The first ten minutes of the movie are a joy to watch. After the bank heist, Novak ensnares MacMurray in one of the best pick-ups that I have ever seen, even by Noir standards. The dialogue between the two sizzles and Novak is one fast-moving dame who doesn't waste any time with coyness. In the beginning, she doesn't really care who she shares the booty with, though she isn't quite as duplicitous and conniving as Phyllis Dietrichson. She is too soft for that.

MacMurray is very good as the easily corruptible cop, he underplays it as he was never a scenery-chewer. He perfectly embodies the cynicism of Noir and also its darkness. The darkness he has within him is reflected in the (nocturnal) darkness without.
The ending is pure tragic Noir futility. Both protagonists realize that they really cared for each other. We didnt really need the money, did we? is a sad epitaph if there ever was one.


Title: Re: Pushover (1954)
Post by: kjrwe on February 27, 2017, 02:03:20 AM
I like Pushover. It's a solid mix of Rear Window and (obviously) Double Indemnity. It has a snappy pace, a nice look and Kim Novak.

I like it as well. It's a lot like Double Indemnity (not just because of the same leading actor). I agree about its snappy pace and the nice look. Kim Novak was great as the femme fatale.

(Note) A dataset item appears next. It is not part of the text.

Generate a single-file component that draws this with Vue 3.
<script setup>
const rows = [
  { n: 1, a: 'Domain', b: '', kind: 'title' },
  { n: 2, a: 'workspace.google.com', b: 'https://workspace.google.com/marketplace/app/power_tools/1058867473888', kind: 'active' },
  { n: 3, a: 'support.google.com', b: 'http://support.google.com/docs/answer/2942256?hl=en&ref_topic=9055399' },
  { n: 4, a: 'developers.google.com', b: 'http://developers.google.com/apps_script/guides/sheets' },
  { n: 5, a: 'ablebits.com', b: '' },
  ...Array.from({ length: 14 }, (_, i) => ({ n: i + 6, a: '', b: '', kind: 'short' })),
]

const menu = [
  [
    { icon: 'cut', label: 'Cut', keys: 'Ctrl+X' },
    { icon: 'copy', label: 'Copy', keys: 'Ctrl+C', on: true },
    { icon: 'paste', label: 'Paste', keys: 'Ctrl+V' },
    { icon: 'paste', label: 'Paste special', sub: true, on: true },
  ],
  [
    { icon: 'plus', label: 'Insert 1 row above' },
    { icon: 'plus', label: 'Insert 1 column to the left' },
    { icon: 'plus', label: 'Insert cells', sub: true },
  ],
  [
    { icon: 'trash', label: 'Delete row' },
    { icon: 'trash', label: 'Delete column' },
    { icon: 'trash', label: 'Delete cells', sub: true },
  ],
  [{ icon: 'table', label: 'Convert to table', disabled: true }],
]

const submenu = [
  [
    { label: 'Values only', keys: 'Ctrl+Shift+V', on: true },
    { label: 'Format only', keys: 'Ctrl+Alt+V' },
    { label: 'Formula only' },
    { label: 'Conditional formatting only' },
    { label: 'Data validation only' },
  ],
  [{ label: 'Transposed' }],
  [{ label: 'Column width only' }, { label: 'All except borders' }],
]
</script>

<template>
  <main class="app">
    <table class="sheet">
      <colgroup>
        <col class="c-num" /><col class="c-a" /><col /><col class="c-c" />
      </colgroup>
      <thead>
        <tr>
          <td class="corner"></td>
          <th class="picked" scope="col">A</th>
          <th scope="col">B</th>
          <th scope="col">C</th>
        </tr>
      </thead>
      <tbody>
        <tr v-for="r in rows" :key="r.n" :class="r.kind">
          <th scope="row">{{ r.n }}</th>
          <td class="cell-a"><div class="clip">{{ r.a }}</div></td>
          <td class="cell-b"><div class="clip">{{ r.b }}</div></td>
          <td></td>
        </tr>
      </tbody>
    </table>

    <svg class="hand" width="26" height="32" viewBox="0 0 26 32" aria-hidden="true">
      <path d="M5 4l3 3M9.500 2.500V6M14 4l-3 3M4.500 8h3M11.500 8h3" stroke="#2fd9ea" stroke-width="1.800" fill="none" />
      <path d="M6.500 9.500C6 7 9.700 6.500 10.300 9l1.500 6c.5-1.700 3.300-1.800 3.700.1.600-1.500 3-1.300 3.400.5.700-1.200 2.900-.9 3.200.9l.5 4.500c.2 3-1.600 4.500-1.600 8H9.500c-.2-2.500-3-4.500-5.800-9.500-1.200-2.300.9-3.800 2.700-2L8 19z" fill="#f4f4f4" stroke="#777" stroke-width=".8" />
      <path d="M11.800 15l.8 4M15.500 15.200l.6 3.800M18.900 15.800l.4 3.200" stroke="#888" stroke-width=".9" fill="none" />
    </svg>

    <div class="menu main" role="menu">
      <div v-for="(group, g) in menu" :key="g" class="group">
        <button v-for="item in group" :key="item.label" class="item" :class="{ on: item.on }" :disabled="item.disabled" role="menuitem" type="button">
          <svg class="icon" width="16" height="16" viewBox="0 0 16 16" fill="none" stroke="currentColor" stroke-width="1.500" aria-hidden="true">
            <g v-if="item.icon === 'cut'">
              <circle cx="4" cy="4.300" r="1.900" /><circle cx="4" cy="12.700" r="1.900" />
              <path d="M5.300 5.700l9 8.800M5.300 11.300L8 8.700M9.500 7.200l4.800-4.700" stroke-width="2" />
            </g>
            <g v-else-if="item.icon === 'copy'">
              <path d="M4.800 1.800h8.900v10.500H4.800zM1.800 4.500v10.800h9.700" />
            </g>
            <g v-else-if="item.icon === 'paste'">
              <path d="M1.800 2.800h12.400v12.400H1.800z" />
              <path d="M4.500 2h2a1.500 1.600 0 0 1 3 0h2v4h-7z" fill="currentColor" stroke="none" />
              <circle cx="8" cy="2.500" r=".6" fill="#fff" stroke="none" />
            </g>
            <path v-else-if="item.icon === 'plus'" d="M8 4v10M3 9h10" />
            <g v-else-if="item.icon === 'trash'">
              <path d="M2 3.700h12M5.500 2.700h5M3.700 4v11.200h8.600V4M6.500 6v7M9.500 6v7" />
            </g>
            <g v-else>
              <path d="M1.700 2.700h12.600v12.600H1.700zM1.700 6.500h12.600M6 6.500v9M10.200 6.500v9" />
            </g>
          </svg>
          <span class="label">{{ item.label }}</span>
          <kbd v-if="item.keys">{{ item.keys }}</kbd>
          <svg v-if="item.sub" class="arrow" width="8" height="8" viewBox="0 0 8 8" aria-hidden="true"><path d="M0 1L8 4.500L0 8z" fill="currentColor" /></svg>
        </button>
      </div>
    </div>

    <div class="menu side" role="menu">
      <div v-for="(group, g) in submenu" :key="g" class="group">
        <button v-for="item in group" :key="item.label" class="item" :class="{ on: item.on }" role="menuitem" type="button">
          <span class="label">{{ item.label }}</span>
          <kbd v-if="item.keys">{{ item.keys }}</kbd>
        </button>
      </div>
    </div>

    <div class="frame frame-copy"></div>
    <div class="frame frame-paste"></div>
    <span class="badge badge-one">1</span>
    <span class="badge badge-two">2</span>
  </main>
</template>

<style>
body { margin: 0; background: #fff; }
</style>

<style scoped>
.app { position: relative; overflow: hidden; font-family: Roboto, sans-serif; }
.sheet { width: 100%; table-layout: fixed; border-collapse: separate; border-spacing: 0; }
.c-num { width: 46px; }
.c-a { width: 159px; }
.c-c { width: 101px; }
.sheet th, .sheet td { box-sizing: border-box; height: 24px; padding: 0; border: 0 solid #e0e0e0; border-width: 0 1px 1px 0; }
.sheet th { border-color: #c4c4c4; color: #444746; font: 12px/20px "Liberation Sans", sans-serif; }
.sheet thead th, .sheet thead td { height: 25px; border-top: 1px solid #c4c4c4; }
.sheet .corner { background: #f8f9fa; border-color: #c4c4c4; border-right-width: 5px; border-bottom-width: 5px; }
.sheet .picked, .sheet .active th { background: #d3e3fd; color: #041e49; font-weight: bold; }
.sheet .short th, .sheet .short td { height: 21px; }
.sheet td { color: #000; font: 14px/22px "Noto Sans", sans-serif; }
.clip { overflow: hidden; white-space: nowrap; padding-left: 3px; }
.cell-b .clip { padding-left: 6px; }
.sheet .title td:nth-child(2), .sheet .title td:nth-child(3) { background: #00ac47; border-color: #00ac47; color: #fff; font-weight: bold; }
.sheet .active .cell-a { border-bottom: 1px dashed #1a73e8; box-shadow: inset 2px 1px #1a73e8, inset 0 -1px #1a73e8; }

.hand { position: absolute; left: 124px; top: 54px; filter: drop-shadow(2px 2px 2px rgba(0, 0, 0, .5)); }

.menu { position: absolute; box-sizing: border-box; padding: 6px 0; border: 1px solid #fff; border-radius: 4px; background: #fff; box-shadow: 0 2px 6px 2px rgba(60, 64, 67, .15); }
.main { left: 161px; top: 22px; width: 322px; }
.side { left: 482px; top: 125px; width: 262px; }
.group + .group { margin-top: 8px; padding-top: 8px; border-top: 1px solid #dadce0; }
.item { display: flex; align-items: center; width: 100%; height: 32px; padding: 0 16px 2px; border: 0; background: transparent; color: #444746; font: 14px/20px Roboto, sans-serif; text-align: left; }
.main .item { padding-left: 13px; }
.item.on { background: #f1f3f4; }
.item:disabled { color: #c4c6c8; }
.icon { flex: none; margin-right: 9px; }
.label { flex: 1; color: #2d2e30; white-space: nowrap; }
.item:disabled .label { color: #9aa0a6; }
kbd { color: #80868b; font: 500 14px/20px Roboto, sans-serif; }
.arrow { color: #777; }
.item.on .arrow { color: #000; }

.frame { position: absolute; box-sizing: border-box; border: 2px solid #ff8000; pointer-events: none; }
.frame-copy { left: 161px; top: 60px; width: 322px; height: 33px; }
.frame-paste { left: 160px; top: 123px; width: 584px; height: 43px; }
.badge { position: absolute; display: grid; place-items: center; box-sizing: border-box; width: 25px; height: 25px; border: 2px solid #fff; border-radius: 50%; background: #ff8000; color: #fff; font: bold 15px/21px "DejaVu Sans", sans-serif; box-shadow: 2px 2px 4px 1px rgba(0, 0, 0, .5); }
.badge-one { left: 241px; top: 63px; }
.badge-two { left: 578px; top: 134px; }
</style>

Generally I'll watch this movie and Double Indemnity together, one after the other. I also like to throw in the 1950 noir The Man Who Cheated Himself, which is kind of similar to these two movies. This time it's Lee J. Cobb who plays a senior cop who also happens to be a womanizer. He witnesses his girlfriend bump off her abusive husband. He sets up a scenario so that neither of them will be suspected. One thing he doesn't count on: his much younger brother (John Dall), a new cop, starts to catch on to what's happening. (I really think that John Dall should have had a better career. He was amazing!) That noir is also worth a look, in my opinion.

When I first heard that Lee J. Cobb would be playing a womanizer, I got a bit confused and I wondered why such a role wasn't given to someone like Cary Grant. To my surprise, Cobb pulled off the role very nicely. He wasn't good looking at all in my opinion, but he had me completely convinced that he could get any woman he wanted.

So anyway, back to Pushover....for those who enjoyed it, I recommend The Man Who Cheated Himself, too.